Jak wygląda nauka na pierwszym roku?

Nauki jest naprawdę dużo, do liceum nie ma co porównywać. Najwięcej czasu poświęca się oczywiście na anatomię. Ważne, żeby uczyć się jej systematycznie, bo kolokwia co 2 tygodnie i nie ma potem kiedy nadrobić zaległości. Największą zmorą pierwszego roku jest oczywiście biolmol (1 sem) i parazyty (2 sem), oba prowadzone przez tą samą katedrę. Przedmioty krótkie i pozornie proste, ale trzeba się pilnować i zdobyć odpowiednią ilość pkt na dopuszczenie do egzaminu. Inaczej należy napisać zbója, którego zdawaloność jest dość niska. Sam egzamin również nie zachwyca zdawalnością. Dużo kłopotów było jeszcze z fizjologią- poprawianie na okrągło kół, raportów i wejściówek. Ta katedra wyznaje zasadę, że lekarz musi wiedzieć absolutnie wszystko. Może o przecinek się nie czepiają, ale o każdy najmniejszy błąd owszem. Histologia i biofizyka bardzo łatwe do zdania. Na biochemii zależy od asystenta.

Jak oceniasz możliwości rozwoju jakie daje uczelnia i/lub wybrany przez Ciebie kierunek?

Biblioteka zaopatrzona dość dobrze. Z niektórymi książkami był problem, ale te, które mnie interesowały były dostępne w dużej ilości. Sporo kół naukowych, warsztatów i dodatkowych wykładów. IFMSA organizuje wiele ciekawych wydarzeń.

Jaka atmosfera panuje na uczelni?

Atmosfera bardzo na plus, wszyscy sobie pomagają. Najgorszy problem jest z anonimowymi donosami, które nic dobrego nie wnoszą, a mogą wszystkim zaszkodzić. Wyścigu szczurów nie zaobserwowałam. Co do prowadzących to w większości bardzo prostudentcy, łatwo można się dogadać.

Jak jest z mieszkaniem?

Kawalerkę w dobrym standardzie można wynająć już za 1000 zł z opłatami. Ceny pokoi są różne, od 500 zł w górę. O akademik niestety ciężko- większość pokoi zajmowanych jest przez English Division i polskim studentom ciężko załapać się na miejsce.

Życie w mieście

Komunikacją miejską można dojechać bez problemu w każde miejsce. Do jazdy samochodem trzeba się przyzwyczaić, bo jest dużo niebezpiecznych rond i wiele wypadków, ale wystarczy być uważnym. Rozrywka na mieście kuleje, niby kilka klubów i pubów jest, ale z restauracjami i kawiarniami już gorzej. Na rynku nawet w weekend mało ludzi. Bydgoszcz to zdecydowanie nie jest miasto studenckie.

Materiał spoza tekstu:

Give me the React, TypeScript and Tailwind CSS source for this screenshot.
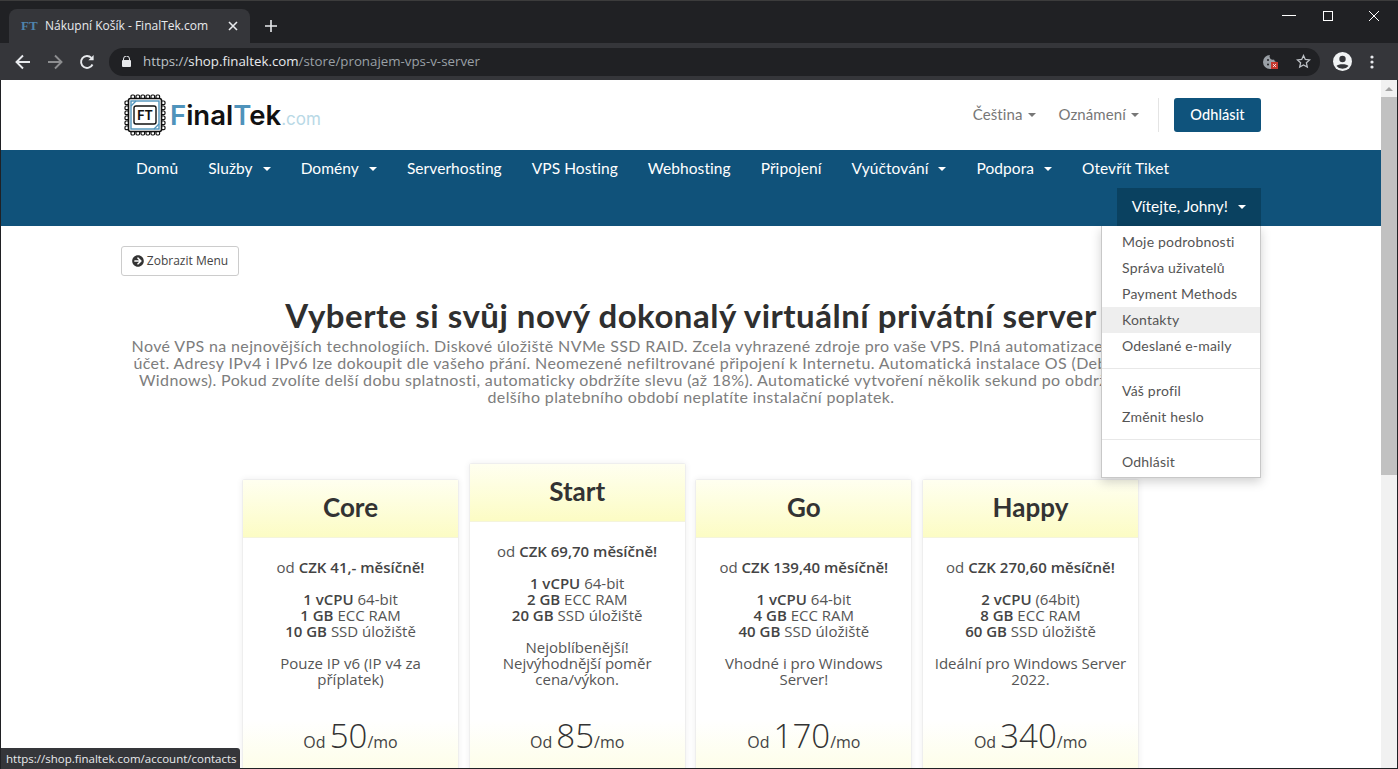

Własne uwagi, spostrzeżenia, wskazówki

Pod względem atmosfery na uczelni CM to naprawdę dobry wybór. Jednak jeżeli chodzi o miasto to można trafić o wiele lepiej. Plusem na pewno są darmowe warunki i możliwość wielu popraw kolokwiów, w zasadzie do skutku. Minusem - bardzo słaba organizacja uczelni. Wielu rzeczy dowiadujemy się na ostatnią chwilę - o dniu rektorskim wieczór przed czy nawet tego samego dnia, o zasadach oceniania egzaminu modułowego - po napisaniu wszystkich jego części. Brak organizacji nie raz przysporzył już wielu problemów.